Dass Schwule die besseren Partys feiern, ist ein alter Hut. Schon immer genießen dort gerade nicht lesbische Frauen die befreite Atmosphäre und die Möglichkeit, sich auf der Tanzfläche gehen lassen zu können, ohne ständig angebaggert zu werden. Neu ist, dass auch männliche Heteros gezielt auf Schwulenpartys gehen. Auch beim morgigen Christopher Street Day werden zehntausende Heteromänner mitfeiern – erst ab 12.30 Uhr bei der Parade durch die Innenstadt, danach in den Clubs. Was suchen sie dort? Einen besonderen Kick? Exotik? Oder treibt sie einfach der Überdruss an der Monokultur mancher Elektroclubs?

Die Zoo-Mentalität – nach dem Motto: „Lass uns Schwule gucken gehen“ – ist Geschichte. Hin und wieder gibt es noch Spanner, erzählt Peter Kremer, der die Kreuzberger Bar „Drama“ betreibt und Partys im „BKA“ und dem „Bangaluu“ in Mitte organisiert. „Die Spanner kommen mit ihrer Beate-Uhse-Vision und wollen Lesben sehen.“ Aber sie werden weniger. Stattdessen ist für viele Männer die Frage, ob die Mehrheit der Feiernden auf einer Party nun schwul ist oder nicht, einfach nicht mehr so wichtig. Das hat auch mit einem Generationenwechsel zu tun. Kremer beobachtet bei seinen Partys einen „Hetero-Anteil von 25 bis 30 Prozent“.

„Die 20-Jährigen von heute wollen auf der Tanzfläche einfach Gas geben“, sagt Bob Young, der morgen wie jedes Jahr die Abschlussparty zum Christopher Street Day organisiert.

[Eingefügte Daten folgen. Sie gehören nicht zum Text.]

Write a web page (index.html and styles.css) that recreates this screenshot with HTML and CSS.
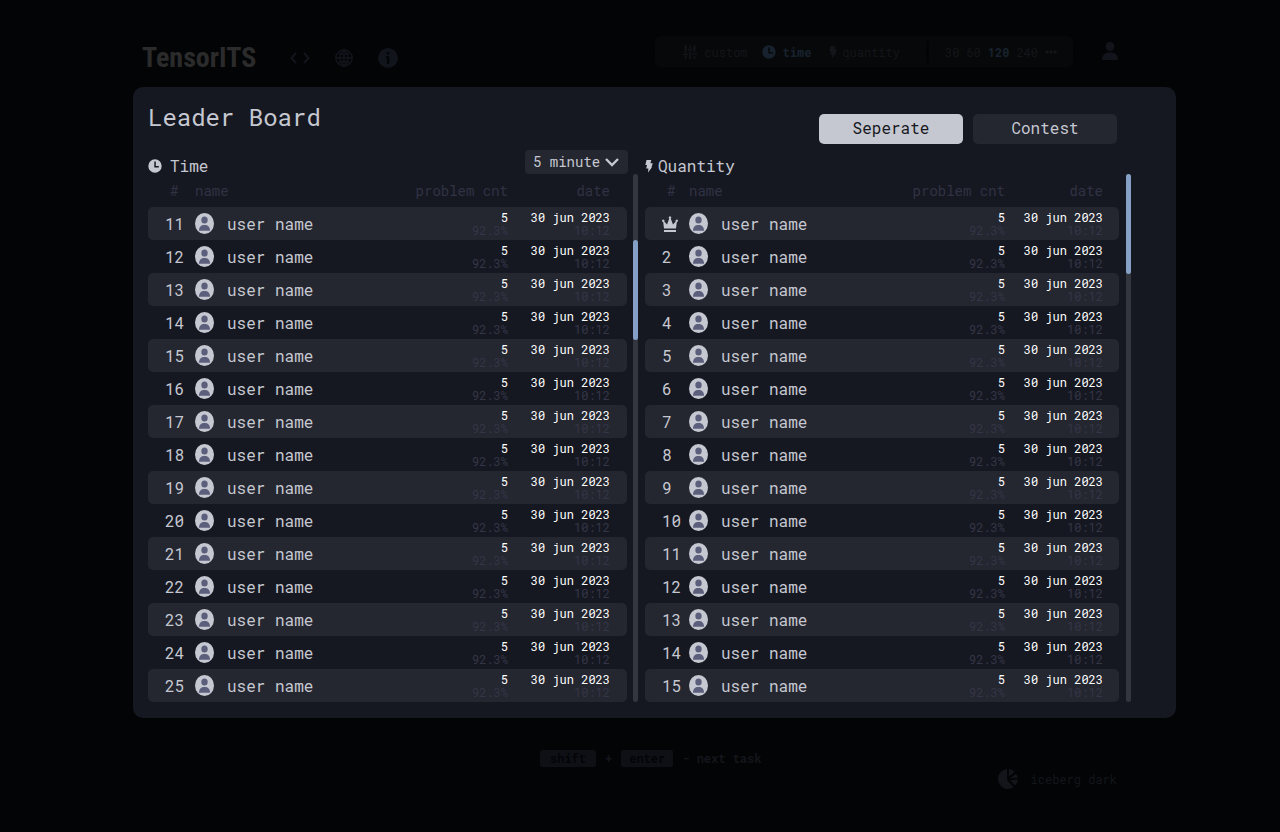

Mit der „GMF“-Reihe hat der Veranstalter eine Institution glamouröser Gay-Partys geschaffen. Vor einem Jahr zog die Reihe vom Café Moskau in den Weekend-Club im Haus des Reisens am Alexanderplatz um, hier findet auch die Abschlussparty statt. „Auf den meisten Hetero-Partys ist die Atmosphäre ja eher unterkühlt“, meint Young. „Ins Weekend kommen Leute, die richtig abfeiern wollen, ohne doof angemacht zu werden.“ Young sieht nicht nur mehr Heteros auf Schwulen-Partys: „Schwule gehen auch immer öfter zu Hetero-Partys.“

Die Grenzen verschwimmen. Genauso wie ein bestimmter Musikgeschmack immer weniger zur Abgrenzung taugt, ist es wohl mit der sexuellen Orientierung.

Gleichzeitig ist homophobe Gewalt noch immer Thema. Erst vor zwei Wochen wurden nach einer Drag-Queen-Party im SO36 in der Oranienstraße Partygäste auf der Straße angegriffen. Fatma Souad veranstaltet in dem linken Club die bunten „Gayhane“-Parties. „Bei uns sollten Lesben, Transgender-Leute und Schwule mit ihren Heten-Freunden feiern können“, so das Ideal. Doch muss sie inzwischen immer öfter Heteros vor die Tür weisen, die nicht kommen um zu feiern, sondern um zu stören. Mit Nachbarschaftsaktionen in vielen Läden versucht sie, der wachsenden Homophobie im Kiez zu begegnen. Mit dem „transgenialen CSD“ haben Kreuzberg und Neukölln seit über zehn Jahren ihren eigenen, betont antikommerziellen Umzug. Er findet ebenfalls am Sonnabend statt, ab 14 Uhr ziehen die Paradenteilnehmer vom Hermannplatz über die Sonnenallee zum Kottbusser Tor und zum Heinrichplatz. „Wir versuchen, Vorurteile abzubauen durch Begegnung“, sagt Fatma Souad. Was wäre dafür eine bessere Zeit als die Nacht. Und was wäre ein besserer Ort als die Tanzfläche.